Athas began teaching at the University of North Carolina at Chapel Hill in 1968. While there, Athas created Glossolalia, a stylistics course which encourages students to experiment with grammatical style and rhythm. In 2007, Athas shared many of the exercises from the class in her book, Gram-O-Rama: Breaking the Rules. Although Athas retired in 2009, the class remains a beloved staple at UNC Chapel Hill.

===Writings===
Athas published her first novel, The Weather of the Heart in 1947. She credits Betty Smith for passing the novel along to the editor who eventually published the novel. In her book, Chapel Hill in Plain Sight she tells the story:

One day the phone rang and the voice said: "Hello, this is Betty Smith." Her growl was so familiar I slid back to childhood again. "I hear you're writing a novel. I'll read it if you'd like me to." Remorse, second thoughts, or retrenchment? For the first time in my life I called her Betty. I said, "But, Betty, it's only half done!" I never saw my manuscript again. It still had no title.
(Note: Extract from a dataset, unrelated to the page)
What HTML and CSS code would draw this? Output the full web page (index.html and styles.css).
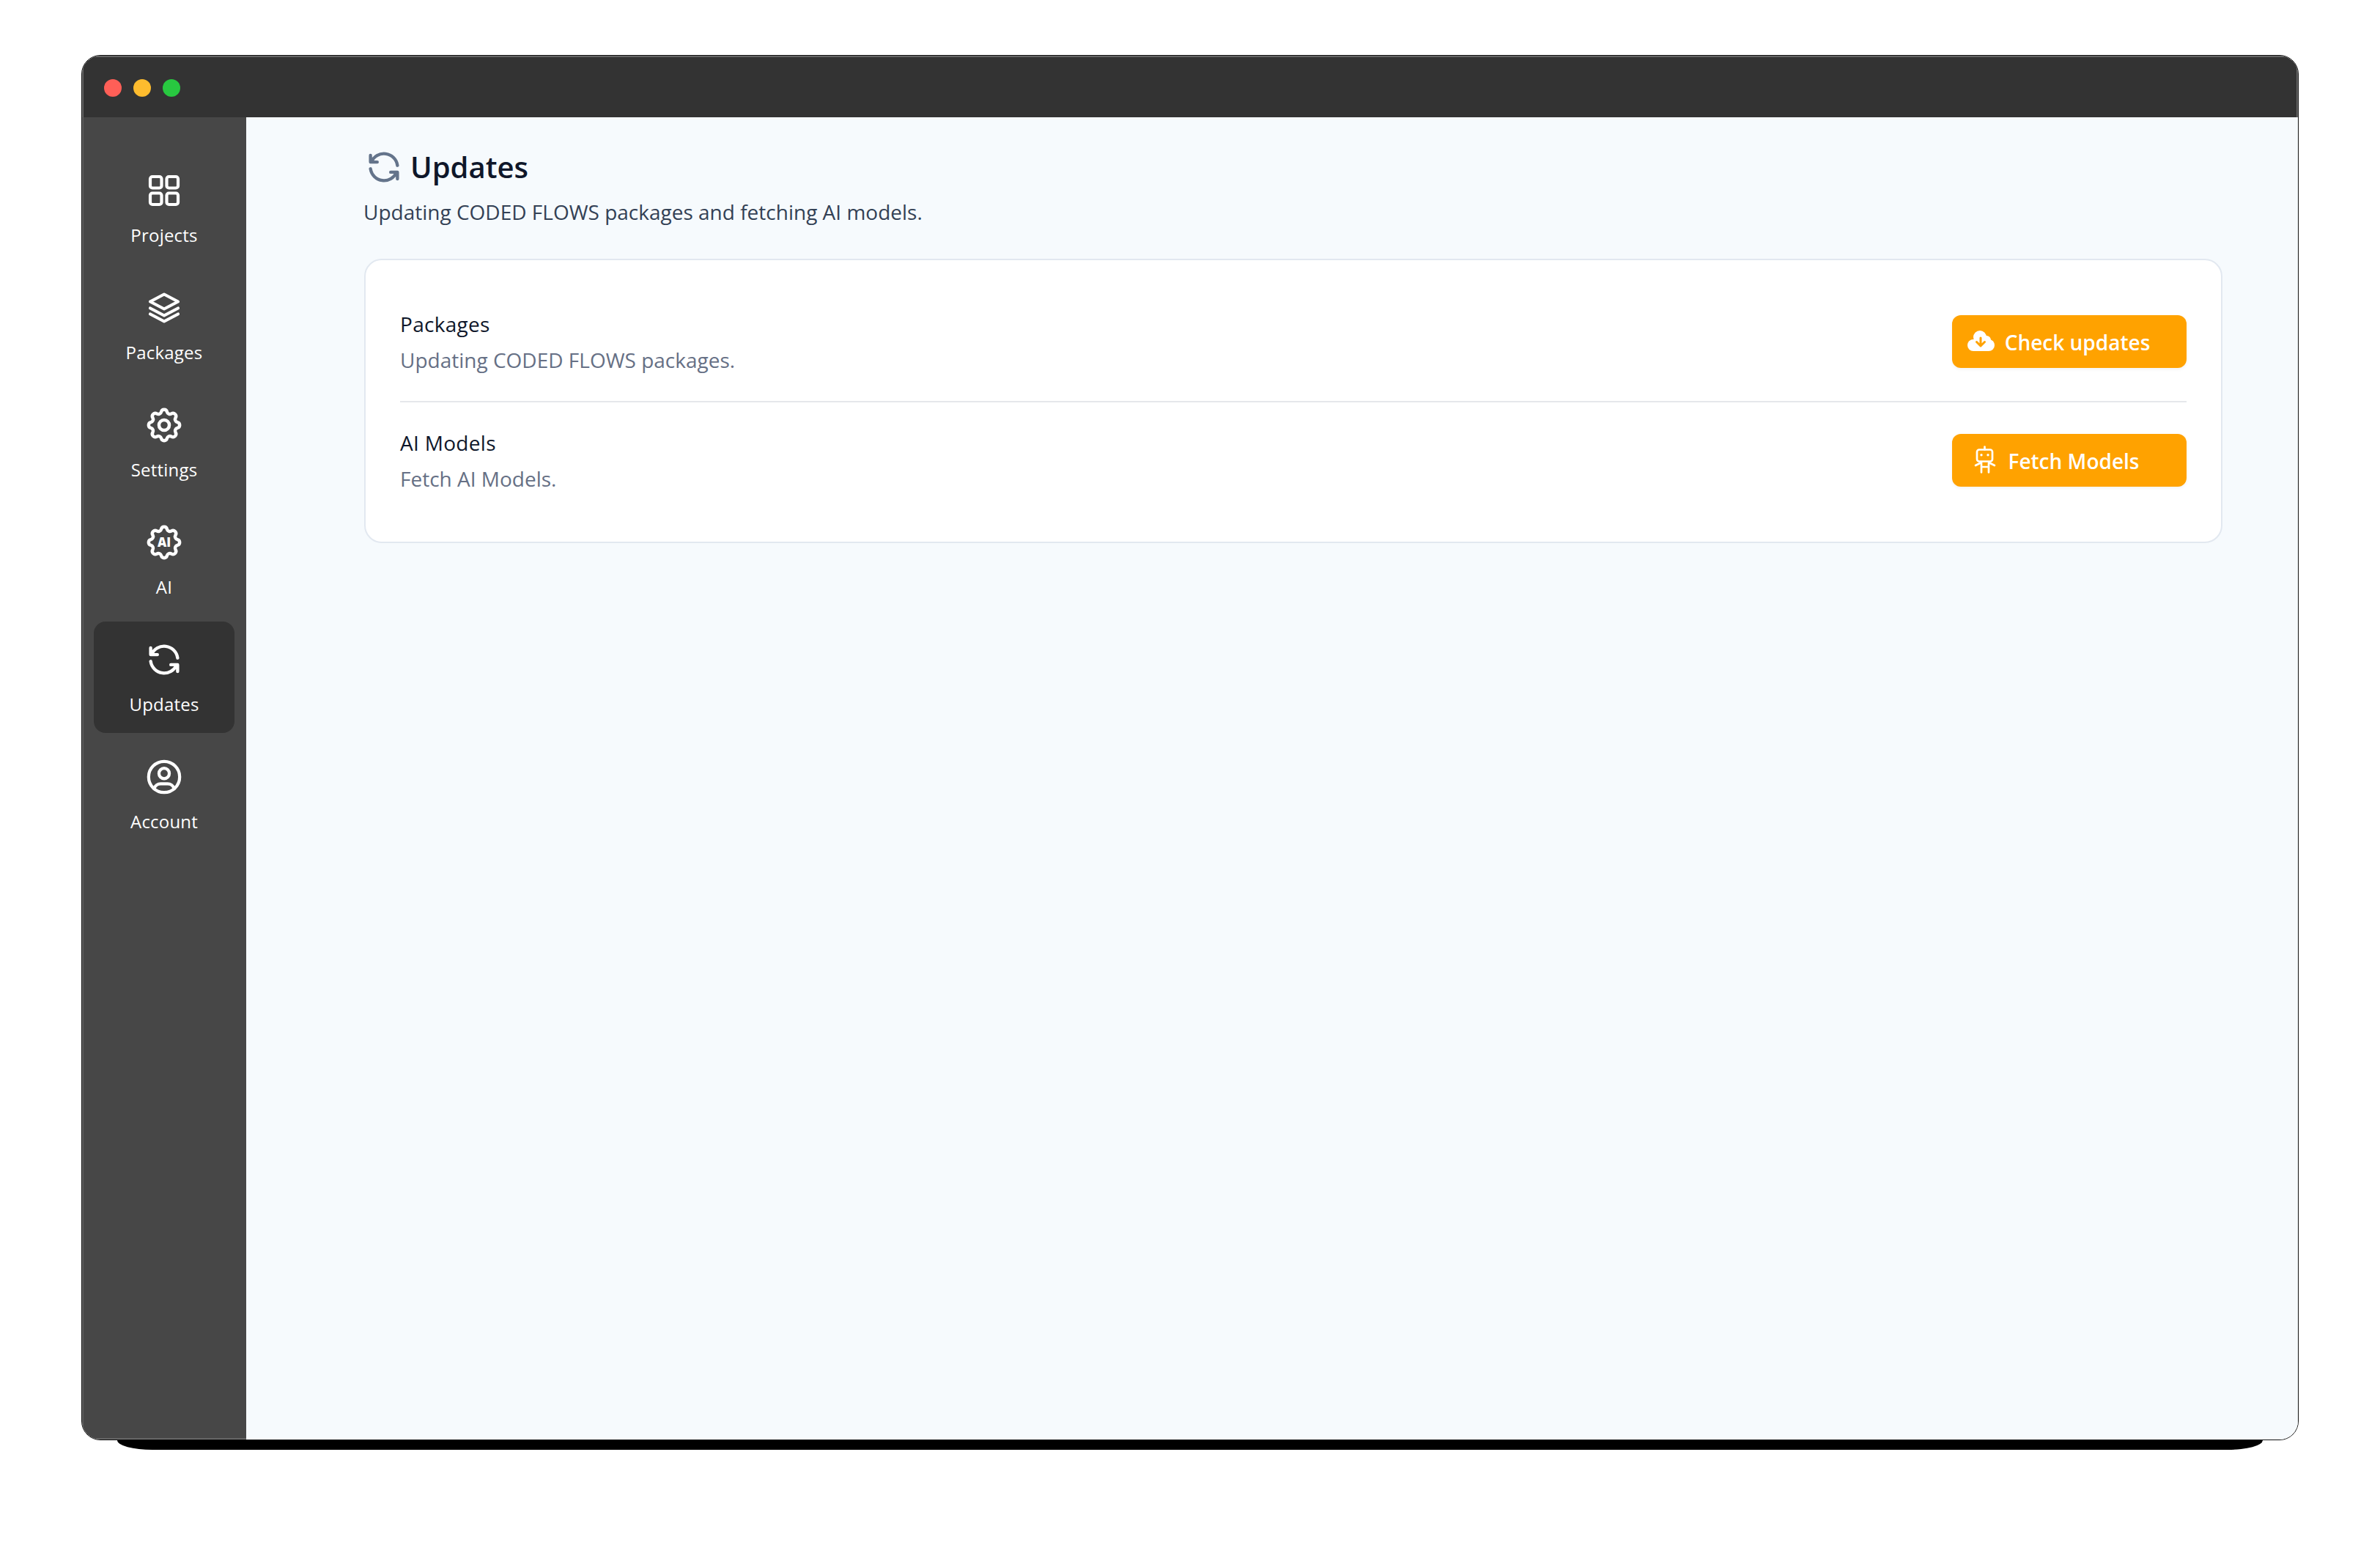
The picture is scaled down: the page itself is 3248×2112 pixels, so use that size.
FILE: index.html
```html
<!DOCTYPE html>
<html lang="en">
  <head>
    <meta charset="utf-8">
    <link rel="stylesheet" href="styles.css">
    <title>Updates</title>
  </head>
  <body>
    <div class="frame">
      <div class="window">
        <div class="titlebar">
          <span class="light red"></span>
          <span class="light yellow"></span>
          <span class="light green"></span>
        </div>
        <div class="body-wrap">
          <nav class="sidebar">
            <a class="nav-item">
              <svg class="nav-icon" viewBox="0 0 48 48" fill="none" stroke="currentColor" stroke-width="4.200">
                <rect x="5" y="5" width="15.500" height="15.500" rx="3"/>
                <rect x="27.500" y="5" width="15.500" height="15.500" rx="3"/>
                <rect x="5" y="27.500" width="15.500" height="15.500" rx="3"/>
                <rect x="27.500" y="27.500" width="15.500" height="15.500" rx="3"/>
              </svg>
              <span>Projects</span>
            </a>
            <a class="nav-item">
              <svg class="nav-icon" viewBox="0 0 48 48" fill="none" stroke="currentColor" stroke-width="4.200" stroke-linejoin="round" stroke-linecap="round">
                <path d="M24 5.500L43 15.500L24 25.500L5 15.500Z"/>
                <path d="M5 24.500L24 34.500L43 24.500"/>
                <path d="M5 32.500L24 42.500L43 32.500"/>
              </svg>
              <span>Packages</span>
            </a>
            <a class="nav-item">
              <svg class="nav-icon" viewBox="1.8 1.8 20.4 20.4" fill="none" stroke="currentColor" stroke-width="1.900">
                <path d="M10.325 4.317c.426 -1.756 2.924 -1.756 3.35 0a1.724 1.724 0 0 0 2.573 1.066c1.543 -.94 3.31 .826 2.37 2.37a1.724 1.724 0 0 0 1.065 2.572c1.756 .426 1.756 2.924 0 3.35a1.724 1.724 0 0 0 -1.066 2.573c.94 1.543 -.826 3.31 -2.37 2.37a1.724 1.724 0 0 0 -2.572 1.065c-.426 1.756 -2.924 1.756 -3.35 0a1.724 1.724 0 0 0 -2.573 -1.066c-1.543 .94 -3.31 -.826 -2.37 -2.37a1.724 1.724 0 0 0 -1.065 -2.572c-1.756 -.426 -1.756 -2.924 0 -3.35a1.724 1.724 0 0 0 1.066 -2.573c-.94 -1.543 .826 -3.31 2.37 -2.37c1 .608 2.296 .07 2.572 -1.065z"/>
                <circle cx="12" cy="12" r="3"/>
              </svg>
              <span>Settings</span>
            </a>
            <a class="nav-item">
              <svg class="nav-icon" viewBox="1.8 1.8 20.4 20.4" fill="none" stroke="currentColor" stroke-width="1.900">
                <path d="M10.325 4.317c.426 -1.756 2.924 -1.756 3.35 0a1.724 1.724 0 0 0 2.573 1.066c1.543 -.94 3.31 .826 2.37 2.37a1.724 1.724 0 0 0 1.065 2.572c1.756 .426 1.756 2.924 0 3.35a1.724 1.724 0 0 0 -1.066 2.573c.94 1.543 -.826 3.31 -2.37 2.37a1.724 1.724 0 0 0 -2.572 1.065c-.426 1.756 -2.924 1.756 -3.35 0a1.724 1.724 0 0 0 -2.573 -1.066c-1.543 .94 -3.31 -.826 -2.37 -2.37a1.724 1.724 0 0 0 -1.065 -2.572c-1.756 -.426 -1.756 -2.924 0 -3.35a1.724 1.724 0 0 0 1.066 -2.573c-.94 -1.543 .826 -3.31 2.37 -2.37c1 .608 2.296 .07 2.572 -1.065z"/>
                <text class="gear-text" x="12" y="14.500">AI</text>
              </svg>
              <span>AI</span>
            </a>
            <a class="nav-item active">
              <svg class="nav-icon" viewBox="1.55 1.55 20.9 20.9" fill="none" stroke="currentColor" stroke-width="1.900" stroke-linecap="round" stroke-linejoin="round">
                <path d="M20 11a8.1 8.1 0 0 0 -15.5 -2m-.5 -4v4h4"/>
                <path d="M4 13a8.1 8.1 0 0 0 15.5 2m.5 4v-4h-4"/>
              </svg>
              <span>Updates</span>
            </a>
            <a class="nav-item">
              <svg class="nav-icon" viewBox="1.8 1.8 20.4 20.4" fill="none" stroke="currentColor" stroke-width="1.800" stroke-linecap="round">
                <circle cx="12" cy="12" r="9"/>
                <circle cx="12" cy="10" r="3"/>
                <path d="M6.168 18.849a4 4 0 0 1 3.832 -2.849h4a4 4 0 0 1 3.834 2.855"/>
              </svg>
              <span>Account</span>
            </a>
          </nav>
          <main class="content">
            <h1 class="page-title">
              <svg class="title-icon" viewBox="1.55 1.55 20.9 20.9" fill="none" stroke="currentColor" stroke-width="1.900" stroke-linecap="round" stroke-linejoin="round">
                <path d="M20 11a8.1 8.1 0 0 0 -15.5 -2m-.5 -4v4h4"/>
                <path d="M4 13a8.1 8.1 0 0 0 15.5 2m.5 4v-4h-4"/>
              </svg>
              Updates
            </h1>
            <p class="page-sub">Updating CODED FLOWS packages and fetching AI models.</p>
            <section class="card">
              <div class="row">
                <div class="row-text">
                  <div class="row-title">Packages</div>
                  <div class="row-desc">Updating CODED FLOWS packages.</div>
                </div>
                <button class="btn btn-check">
                  <svg class="btn-icon" viewBox="0 0 40 40">
                    <g fill="#fff">
                      <circle cx="9" cy="25" r="8"/>
                      <circle cx="30" cy="25" r="8"/>
                      <circle cx="18" cy="14" r="9"/>
                      <circle cx="27" cy="18" r="6"/>
                      <rect x="9" y="20" width="21" height="13"/>
                    </g>
                    <path d="M19 15v11M13.500 20.500l5.500 5.500l5.500 -5.500" fill="none" stroke="#ffa200" stroke-width="3" stroke-linecap="round" stroke-linejoin="round"/>
                  </svg>
                  <span class="btn-label">Check updates</span>
                </button>
              </div>
              <div class="row">
                <div class="row-text">
                  <div class="row-title">AI Models</div>
                  <div class="row-desc">Fetch AI Models.</div>
                </div>
                <button class="btn btn-fetch">
                  <svg class="btn-icon" viewBox="0 0 40 40" fill="none" stroke="#fff" stroke-width="2.700" stroke-linecap="round" stroke-linejoin="round">
                    <rect x="9" y="5.500" width="21" height="16" rx="3"/>
                    <path d="M19.500 1.500v4M15 22v14.500M25 22v14.500M15 29h10M7 27l8 -4M33 27l-8 -4"/>
                    <path d="M15 12.700v.1M24 12.700v.1" stroke-width="3.400"/>
                  </svg>
                  <span class="btn-label">Fetch Models</span>
                </button>
              </div>
            </section>
          </main>
        </div>
      </div>
      <div class="strip"></div>
    </div>
  </body>
</html>
```

FILE: styles.css
```css
* {
  box-sizing: border-box;
}
body {
  margin: 0;
  padding: 75px 0 0 111px;
  background: #fff;
  font-family: "Open Sans", "Noto Sans", sans-serif;
}
.frame {
  display: flex;
  flex-direction: column;
  align-items: center;
  width: 3026px;
}
.strip {
  width: 2928px;
  height: 13px;
  background: #000;
  border-radius: 0 0 48px 48px / 0 0 13px 13px;
}
.window {
  display: flex;
  flex-direction: column;
  width: 100%;
  height: 1890px;
  border: 1px solid #111;
  border-radius: 26px;
  overflow: hidden;
}
.titlebar {
  display: flex;
  align-items: center;
  gap: 16px;
  height: 84px;
  padding: 4px 0 0 30px;
  background: #333;
  box-shadow: inset 0 2px 0 #666, inset 2px 0 0 #666, inset -2px 0 0 #666;
}
.light {
  width: 24px;
  height: 24px;
  border-radius: 50%;
}
.red {
  background: #ff5f57;
}
.yellow {
  background: #febc2e;
}
.green {
  background: #28c840;
}
.body-wrap {
  display: flex;
  flex: 1;
  min-height: 0;
}
.sidebar {
  display: flex;
  flex-direction: column;
  gap: 8px;
  width: 224px;
  padding: 48px 16px 0;
  background: #474747;
  box-shadow: inset 2px 0 0 #5e5e5e, inset 0 -2px 0 #666;
}
.nav-item {
  display: flex;
  flex-direction: column;
  align-items: center;
  height: 152px;
  padding-top: 28px;
  border-radius: 16px;
  color: #fff;
  font-size: 24px;
  font-weight: 500;
  letter-spacing: 0.2px;
  line-height: 32px;
}
.nav-item.active {
  background: #333;
}
.nav-icon {
  width: 48px;
  height: 48px;
  margin-bottom: 21px;
}
.gear-text {
  fill: currentColor;
  stroke: none;
  font-family: "Open Sans", sans-serif;
  font-size: 7.200px;
  font-weight: 800;
  letter-spacing: 0;
  text-anchor: middle;
}
.content {
  flex: 1;
  padding: 44px 103px 0 161px;
  background: #f6fafd;
}
.page-title {
  display: flex;
  align-items: center;
  gap: 12px;
  height: 48px;
  margin: 0 0 0 3px;
  color: #0f172a;
  font-size: 40px;
  font-weight: 600;
  line-height: 48px;
}
.title-icon {
  width: 48px;
  height: 48px;
  color: #64748b;
}
.page-sub {
  margin: 17px 0 44px -1px;
  color: #334155;
  font-size: 28px;
  line-height: 40px;
}
.card {
  padding: 30px 47px;
  background: #fff;
  border: 2px solid #e2e8f0;
  border-radius: 24px;
}
.row {
  display: flex;
  align-items: center;
  justify-content: space-between;
  height: 162px;
}
.row + .row {
  padding-bottom: 2px;
  border-top: 2px solid #e5e7eb;
}
.row-title {
  margin-bottom: 9px;
  color: #0f172a;
  font-size: 28px;
  font-weight: 500;
  letter-spacing: 0.3px;
  line-height: 40px;
}
.row-desc {
  color: #667085;
  font-size: 28px;
  line-height: 40px;
}
.btn {
  display: flex;
  align-items: center;
  justify-content: center;
  gap: 12px;
  width: 320px;
  height: 72px;
  padding: 0;
  border: none;
  border-radius: 12px;
  background: #ffa200;
  box-shadow: 0 2px 4px rgba(0, 0, 0, 0.05);
  color: #fff;
  font-family: inherit;
  font-size: 28px;
  font-weight: 600;
}
.btn-label {
  padding-top: 2px;
}
.btn-check {
  padding-right: 30px;
}
.btn-fetch {
  padding-right: 40px;
}
.btn-icon {
  width: 40px;
  height: 40px;
}
```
She gave it to Jessie Rehder, the scout for Appleton, who gave it to Ted Purdy, my future editor, and they asked for an outline, and a year and a half later in 1947 it was published with the title The Weather of the Heart, a quotation from W.H. Auden.

Athas's second novel, The Fourth World (1956), focuses on a home for blind children. According to a review in Time magazine, "[Athas] digs a fictional ditch big enough to hold both the sighted and the sightless, and the world into which she leads the reader would seem simply nightmarish if it did not also ring simply true."

In 1971 Athas's book Entering Ephesus was featured on Times Ten Best Fiction List and was a Cosmopolitan Book-Club selection. Although fiction, the book features characters inspired by Athas's life, as it tells the story of a New England family who moves south after their fortune is lost.

In 1978 Athas was awarded the Sir Raleigh Award for her novel, Cora. The book is a tragic love story about the doomed romance of an American GI and a 47-year-old widow on vacation in Greece.

In 1991 Athas published Crumbs for the Bogeyman, a collection of poems, and in 2010 she wrote her most recent novel, Chapel Hill in Plain Sight: Notes from the Other Side of the Tracks. In Chapel Hill in Plain Sight, Athas tells hidden stories of Chapel Hill. She goes into depth on how the town has changed over the course of the century, and shares her experiences with great artists who traveled to Chapel Hill over the years including Richard Wright, Paul Green, Gertrude Stein, and Clifford Odets.

In addition to her novels, Athas's work has appeared in a number of journals and periodicals including South Atlantic Quarterly, Frank, New World Writing, Botteghe Oscure, Shenandoah, American Letters and Commentary, Chicago Tribune Book World, Transatlantic Review, Hudson Review, College English, Philadelphia Inquirer, and The World and I.